Part II of this essay will briefly discuss various meanings of race and racism in the United States, as well as early international racial projects that reflect how the American global perspective shaped and was shaped by these racial meanings.
Part III turns to domestic and international turning points regarding racial supremacy that dramatically reconfigured prevailing domestic and international racial dynamics.
Finally, Part IV will consider how current foreign policies and objectives have been carried out in a world of increasingly complex, contested, and submerged racial meanings.
[ . . .]
I am contending that certain racial perceptions are part of the American context and subtext; they are simply a part of us and who we are. It is part of our identity, and it is our ideology.

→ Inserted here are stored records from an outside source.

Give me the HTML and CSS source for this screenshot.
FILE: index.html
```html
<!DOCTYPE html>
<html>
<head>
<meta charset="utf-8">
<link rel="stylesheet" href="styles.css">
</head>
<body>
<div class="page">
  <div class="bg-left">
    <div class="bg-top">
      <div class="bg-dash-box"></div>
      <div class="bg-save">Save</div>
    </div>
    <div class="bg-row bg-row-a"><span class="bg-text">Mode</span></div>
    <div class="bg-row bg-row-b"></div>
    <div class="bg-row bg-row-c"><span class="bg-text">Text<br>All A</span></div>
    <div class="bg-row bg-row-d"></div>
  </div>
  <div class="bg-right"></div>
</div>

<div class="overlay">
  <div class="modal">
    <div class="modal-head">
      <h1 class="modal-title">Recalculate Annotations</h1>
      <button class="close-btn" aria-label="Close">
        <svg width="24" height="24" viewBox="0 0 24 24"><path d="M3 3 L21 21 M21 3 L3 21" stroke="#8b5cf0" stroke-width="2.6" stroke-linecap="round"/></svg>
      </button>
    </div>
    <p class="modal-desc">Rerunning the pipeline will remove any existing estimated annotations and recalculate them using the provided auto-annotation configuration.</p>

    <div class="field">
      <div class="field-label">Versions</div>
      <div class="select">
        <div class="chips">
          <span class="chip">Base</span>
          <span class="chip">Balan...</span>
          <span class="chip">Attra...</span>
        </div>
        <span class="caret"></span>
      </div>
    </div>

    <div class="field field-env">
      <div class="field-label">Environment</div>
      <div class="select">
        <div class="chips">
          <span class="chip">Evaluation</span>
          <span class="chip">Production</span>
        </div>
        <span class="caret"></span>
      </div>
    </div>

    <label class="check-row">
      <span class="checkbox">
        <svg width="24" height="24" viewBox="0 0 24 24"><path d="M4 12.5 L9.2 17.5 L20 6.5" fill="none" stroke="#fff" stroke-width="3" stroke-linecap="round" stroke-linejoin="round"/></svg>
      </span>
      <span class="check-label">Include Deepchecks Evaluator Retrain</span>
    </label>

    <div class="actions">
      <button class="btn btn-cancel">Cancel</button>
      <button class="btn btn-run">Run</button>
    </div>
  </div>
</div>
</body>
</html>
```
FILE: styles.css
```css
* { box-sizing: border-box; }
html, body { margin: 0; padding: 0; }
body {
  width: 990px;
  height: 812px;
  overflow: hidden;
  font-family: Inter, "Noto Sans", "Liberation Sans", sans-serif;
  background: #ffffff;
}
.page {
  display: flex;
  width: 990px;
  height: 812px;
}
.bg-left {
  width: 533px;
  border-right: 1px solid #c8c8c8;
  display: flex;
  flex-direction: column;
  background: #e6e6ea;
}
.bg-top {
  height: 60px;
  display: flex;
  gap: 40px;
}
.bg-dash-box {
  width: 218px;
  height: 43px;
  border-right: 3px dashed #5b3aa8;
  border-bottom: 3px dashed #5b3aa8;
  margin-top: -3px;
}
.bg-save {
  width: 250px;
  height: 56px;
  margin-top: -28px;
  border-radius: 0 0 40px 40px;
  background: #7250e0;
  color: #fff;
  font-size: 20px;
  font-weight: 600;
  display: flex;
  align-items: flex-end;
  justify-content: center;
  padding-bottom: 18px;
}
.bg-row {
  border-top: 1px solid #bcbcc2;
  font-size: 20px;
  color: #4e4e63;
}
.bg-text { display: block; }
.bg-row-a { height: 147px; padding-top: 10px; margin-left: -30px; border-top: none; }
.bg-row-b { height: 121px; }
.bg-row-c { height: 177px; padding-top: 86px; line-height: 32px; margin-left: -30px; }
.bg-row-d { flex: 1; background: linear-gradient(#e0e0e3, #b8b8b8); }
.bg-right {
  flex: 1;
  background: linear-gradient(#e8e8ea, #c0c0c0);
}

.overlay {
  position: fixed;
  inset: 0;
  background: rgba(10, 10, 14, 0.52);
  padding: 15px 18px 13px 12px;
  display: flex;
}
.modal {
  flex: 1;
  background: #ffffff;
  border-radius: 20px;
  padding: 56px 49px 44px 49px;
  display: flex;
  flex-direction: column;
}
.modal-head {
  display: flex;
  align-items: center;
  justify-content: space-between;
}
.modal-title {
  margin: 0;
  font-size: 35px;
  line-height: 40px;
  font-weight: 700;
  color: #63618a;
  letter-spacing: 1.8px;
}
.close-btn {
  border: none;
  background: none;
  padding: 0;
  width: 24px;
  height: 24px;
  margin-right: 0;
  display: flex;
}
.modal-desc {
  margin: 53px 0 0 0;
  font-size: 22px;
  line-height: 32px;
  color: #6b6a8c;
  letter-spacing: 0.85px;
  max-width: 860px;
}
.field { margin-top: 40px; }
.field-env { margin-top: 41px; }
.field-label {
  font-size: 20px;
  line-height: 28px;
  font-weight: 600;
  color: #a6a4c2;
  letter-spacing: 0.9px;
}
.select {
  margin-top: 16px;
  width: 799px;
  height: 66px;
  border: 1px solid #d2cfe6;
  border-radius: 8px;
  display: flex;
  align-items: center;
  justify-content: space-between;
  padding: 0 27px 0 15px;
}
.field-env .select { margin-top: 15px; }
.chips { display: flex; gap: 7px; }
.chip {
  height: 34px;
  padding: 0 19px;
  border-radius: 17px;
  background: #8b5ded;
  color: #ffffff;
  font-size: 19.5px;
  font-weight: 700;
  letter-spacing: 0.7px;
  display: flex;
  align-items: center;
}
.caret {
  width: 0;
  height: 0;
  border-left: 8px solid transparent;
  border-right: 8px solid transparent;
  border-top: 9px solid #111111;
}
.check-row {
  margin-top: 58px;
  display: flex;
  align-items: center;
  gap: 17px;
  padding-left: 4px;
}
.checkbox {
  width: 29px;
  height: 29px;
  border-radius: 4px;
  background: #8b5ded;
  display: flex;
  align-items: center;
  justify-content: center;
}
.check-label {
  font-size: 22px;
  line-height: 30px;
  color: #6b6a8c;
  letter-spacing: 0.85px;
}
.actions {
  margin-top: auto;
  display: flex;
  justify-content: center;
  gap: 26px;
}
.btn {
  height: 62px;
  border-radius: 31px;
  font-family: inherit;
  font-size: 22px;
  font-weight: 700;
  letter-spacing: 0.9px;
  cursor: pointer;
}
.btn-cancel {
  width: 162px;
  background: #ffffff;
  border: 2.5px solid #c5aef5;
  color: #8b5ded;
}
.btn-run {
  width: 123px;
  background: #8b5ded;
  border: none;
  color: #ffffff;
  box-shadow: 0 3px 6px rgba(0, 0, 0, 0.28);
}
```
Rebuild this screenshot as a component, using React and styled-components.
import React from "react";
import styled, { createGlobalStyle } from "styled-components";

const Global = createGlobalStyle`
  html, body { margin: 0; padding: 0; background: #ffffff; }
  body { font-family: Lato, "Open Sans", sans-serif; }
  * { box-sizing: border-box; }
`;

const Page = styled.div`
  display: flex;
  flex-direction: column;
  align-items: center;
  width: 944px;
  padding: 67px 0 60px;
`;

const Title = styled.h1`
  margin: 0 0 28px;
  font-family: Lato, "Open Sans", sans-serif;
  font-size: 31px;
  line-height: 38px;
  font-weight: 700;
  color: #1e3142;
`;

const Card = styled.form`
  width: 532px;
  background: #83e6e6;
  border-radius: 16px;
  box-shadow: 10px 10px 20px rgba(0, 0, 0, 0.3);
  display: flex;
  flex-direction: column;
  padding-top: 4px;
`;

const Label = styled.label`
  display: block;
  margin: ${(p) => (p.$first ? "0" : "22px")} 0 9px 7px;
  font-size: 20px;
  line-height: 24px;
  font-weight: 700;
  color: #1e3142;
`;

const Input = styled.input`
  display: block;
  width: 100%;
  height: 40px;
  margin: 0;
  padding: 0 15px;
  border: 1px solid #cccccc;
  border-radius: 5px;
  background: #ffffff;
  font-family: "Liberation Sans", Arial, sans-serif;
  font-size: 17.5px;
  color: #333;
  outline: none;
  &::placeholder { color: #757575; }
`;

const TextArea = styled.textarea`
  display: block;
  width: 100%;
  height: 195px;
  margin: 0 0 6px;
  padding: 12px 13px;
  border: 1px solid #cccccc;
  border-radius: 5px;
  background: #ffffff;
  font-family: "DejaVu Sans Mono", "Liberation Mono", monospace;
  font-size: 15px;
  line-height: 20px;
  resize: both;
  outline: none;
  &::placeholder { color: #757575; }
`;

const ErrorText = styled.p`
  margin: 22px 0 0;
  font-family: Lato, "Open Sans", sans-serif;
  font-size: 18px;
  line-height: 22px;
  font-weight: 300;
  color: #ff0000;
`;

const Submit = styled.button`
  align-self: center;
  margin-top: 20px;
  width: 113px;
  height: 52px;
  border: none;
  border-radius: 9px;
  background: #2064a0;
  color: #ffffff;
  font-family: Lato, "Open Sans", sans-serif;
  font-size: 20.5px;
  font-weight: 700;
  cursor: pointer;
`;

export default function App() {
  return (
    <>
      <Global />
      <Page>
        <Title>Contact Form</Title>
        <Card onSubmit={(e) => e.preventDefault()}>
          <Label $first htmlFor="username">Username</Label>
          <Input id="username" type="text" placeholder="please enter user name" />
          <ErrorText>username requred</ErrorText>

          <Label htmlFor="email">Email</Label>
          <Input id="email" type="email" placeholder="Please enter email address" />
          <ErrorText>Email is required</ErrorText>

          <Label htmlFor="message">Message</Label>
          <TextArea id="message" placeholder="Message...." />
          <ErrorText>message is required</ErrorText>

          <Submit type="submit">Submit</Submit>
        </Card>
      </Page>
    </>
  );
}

We all come to our respective public roles with ourselves, and we are shaped by culture, environment, history, and particular social milieus. Race is the predominant American paradigm, one that is at the center of our existence as a people whether it is conscious or unconscious, whether it is acknowledged or unacknowledged. We see race when we see others. And we see it in a particular context because we live, work and exist in America, with its particular racial history and framework. Race is visible and it has meaning. The content of that meaning, and what we choose to do with what we see is another matter, but we all notice race and take it into account. I believe the racial ideology of America is reflected in our foreign policy and in how we view the international legal system, even if it is no longer overt or consciously acknowledged. Race shapes our perceptions, our reactions, our recommendations, and our solutions. It helps determine who is expendable, what is important and whether we act or falter. We must name and understand this construct if we are to transform it and if we are to define and bring about some measure of social and economic justice.